Despite being a heavy record, this is a very different beast to Million Dead. Mongol Horde make hardcore punk infused with groove metal and each song is built around a massive down-tuned riff, frantic punk drumming from Dawson and an absolutely furious roar from Turner. This is the sort of album Refused and earthtone9 might make if they ran really fast into each other.
What’s really interesting about the band’s formula is that no real effort has been made to beef up their rather bare-bones sound. Nasir makes up for the lack of bass guitar by tuning his guitar low and running it through the dirtiest fuzzbox he has available. This gives the band a satisfying quiet/loud dynamic that means the verses generally lack bass before it drops into the mix for a massive chorus. It’s simple but amazingly powerful stuff.
Turner has also approached the vocals in a very different fashion. The man almost exclusively uses screams and spoken vocals and there’s more than a touch of humour to Turner’s lyrics. Tapeworm Uprising chronicles the journey of Natalie Portman’s tapeworm as it escapes her body to found a new republic for tapeworms. Blistering Blue Barnacles discusses the career advice Turner was given that lead him to captain his own ship just to satisfy his inferiority. Winkyface: The Mark of a Moron discusses the modern phenomena known as using emoticons instead of actual words to express yourself. It’s beautifully bizarre stuff and despite the almost constant screaming, Turner is incredibly clear and expressive which really engages you in the bonkers scenarios he creates.
The album is superbly consistent with every track being built around a traditional verse/chorus/verse/chorus structure that puts emphasis on Nasir’s enormous riffs and Turner’s aggressive choruses.
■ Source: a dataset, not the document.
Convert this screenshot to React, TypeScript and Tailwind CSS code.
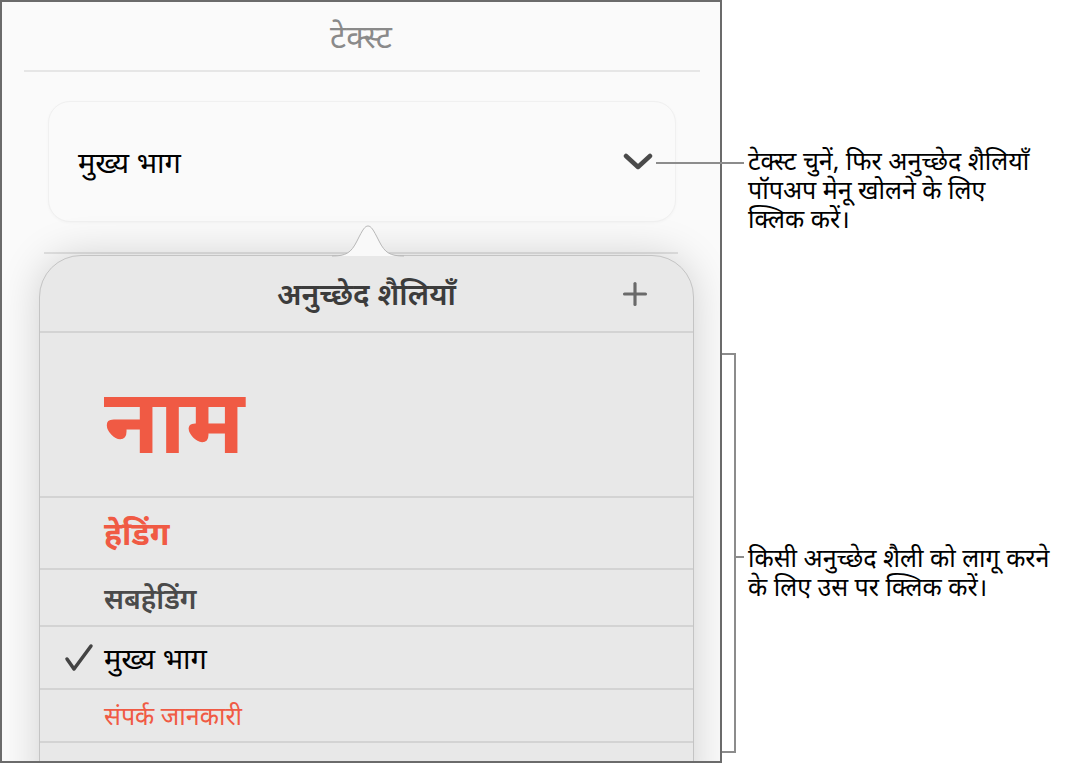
import { Plus } from "lucide-react";

const font = { fontFamily: '"Noto Sans", "Lato", sans-serif' };

type StyleRow = { label: string; className: string; rowClass: string; checked?: boolean };

const styles: StyleRow[] = [
  { label: "नाम", className: "text-[90px] font-bold text-[#f05a44]", rowClass: "h-[165px] pt-[8px]" },
  { label: "हेडिंग", className: "text-[32px] font-bold text-[#f05a44]", rowClass: "h-[72px]" },
  { label: "सबहेडिंग", className: "text-[28px] font-semibold text-[#4a4a4a]", rowClass: "h-[57px]" },
  { label: "मुख्य भाग", className: "text-[29px] text-black", rowClass: "h-[63px]", checked: true },
  { label: "संपर्क जानकारी", className: "text-[25px] text-[#f05a44]", rowClass: "h-[53px]" },
  { label: "", className: "", rowClass: "h-[60px]" },
];

function Chevron() {
  return (
    <svg width="30" height="18" viewBox="0 0 30 18" className="shrink-0">
      <polyline points="3,3 15,14 27,3" fill="none" stroke="#4a4a4a" strokeWidth="4.5" strokeLinecap="round" strokeLinejoin="round" />
    </svg>
  );
}

function Check() {
  return (
    <svg width="30" height="30" viewBox="0 0 30 30" className="absolute left-[24px] top-1/2 -translate-y-1/2">
      <path d="M3 16 L10 26 L27 3" fill="none" stroke="#444" strokeWidth="3.5" strokeLinecap="round" strokeLinejoin="round" />
    </svg>
  );
}

function StylesPopover() {
  return (
    <div className="relative ml-[37px] mr-[26px] mt-px shrink-0">
      {/* pointer nub above the header */}
      <svg width="72" height="33" viewBox="0 0 72 33" className="absolute left-[293px] -top-[31px] z-10">
        <path d="M0 32 C14 32 19 29 25 17 C31 5 33 2 36 2 C39 2 41 5 47 17 C53 29 58 32 72 32" fill="#f9f9f9" stroke="#b8b8b8" strokeWidth="1" />
      </svg>
      <div className="rounded-t-[42px] border border-[#c4c4c4] bg-[#e8e8e8] shadow-[0_0_40px_rgba(0,0,0,0.17)]">
        <div className="relative flex h-[75px] items-center justify-center">
          <span className="text-[30px] font-semibold text-[#3c3c3c]">अनुच्छेद शैलियाँ</span>
          <Plus className="absolute right-[40px] top-1/2 -translate-y-1/2 text-[#6a6a6a]" size={36} strokeWidth={2.1} />
        </div>
        {styles.map((s, i) => (
          <div key={i} className={`relative flex items-center border-t-2 border-[#d3d3d3] pl-[64px] ${s.rowClass}`}>
            {s.checked && <Check />}
            <span className={s.className}>{s.label}</span>
          </div>
        ))}
      </div>
    </div>
  );
}

export default function App() {
  return (
    <div className="relative flex h-[763px] w-[1083px] overflow-hidden bg-white" style={font}>
      <div className="flex h-[763px] w-[722px] shrink-0 flex-col overflow-hidden border-2 border-[#6b6b6b] bg-[#fafafa]">
        <div className="flex h-[68px] shrink-0 items-center justify-center">
          <span className="text-[32px] text-[#8a8a8a]">टेक्स्ट</span>
        </div>
        <div className="ml-[22px] mr-[20px] h-[2px] shrink-0 bg-[#e6e6e6]" />
        <div className="ml-[46px] mr-[44px] mt-[29px] flex h-[121px] shrink-0 items-center justify-between rounded-[22px] border border-[#f0f0f0] bg-[#fafafa] pl-[29px] pr-[22px] shadow-[0_1px_3px_rgba(0,0,0,0.03)]">
          <span className="text-[29px] text-black">मुख्य भाग</span>
          <Chevron />
        </div>
        <div className="ml-[42px] mr-[42px] mt-[30px] h-[2px] shrink-0 bg-[#e2e2e2]" />
        <StylesPopover />
      </div>

      {/* callout lines */}
      <div className="absolute left-[656px] top-[162px] h-[2px] w-[88px] bg-[#8c8c8c]" />
      <div className="absolute left-[722px] top-[353px] h-[400px] w-[14px] border-y-2 border-r-2 border-[#8c8c8c]" />
      <div className="absolute left-[736px] top-[556px] h-[2px] w-[8px] bg-[#8c8c8c]" />

      <div className="flex flex-1 flex-col pl-[26px] text-[25px] leading-[29px] text-black">
        <p className="mt-[146px]">
          टेक्स्ट चुनें, फिर अनुच्छेद शैलियाँ
          <br />
          पॉपअप मेनू खोलने के लिए
          <br />
          क्लिक करें।
        </p>
        <p className="mt-[310px]">
          किसी अनुच्छेद शैली को लागू करने
          <br />
          के लिए उस पर क्लिक करें।
        </p>
      </div>
    </div>
  );
}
It’s all tied together by an absolutely relentless display of drumming from Dawson who sounds like he probably got through about ten pairs of sticks per song.
The only real let-down comes in the lack of bass. On occasion the songs feel somewhat lacking without a dedicated bass-line and the furious openings to Casual Threats from Weekend Hardmen and Your Problem are great examples. It’s only a minor complaint as the bass often strikes at the most opportune moments, but you can’t help but imagine how utterly devastating the band would sound if the riffs were bolstered by that extra bit of bass.
Regardless, this is an explosive debut by one of the weirdest bands in heavy music right now. Mongol Horde’s self-titled debut album is equal parts punk and groove and it’s presented as a series of surrealist stories told by Turner that give the band an identity of their own. Welcome back Frank; we’ve missed your unhinged side.
Mongol Horde’s debut self-titled album is out now and available to buy direct from Xtra Mile Recordings.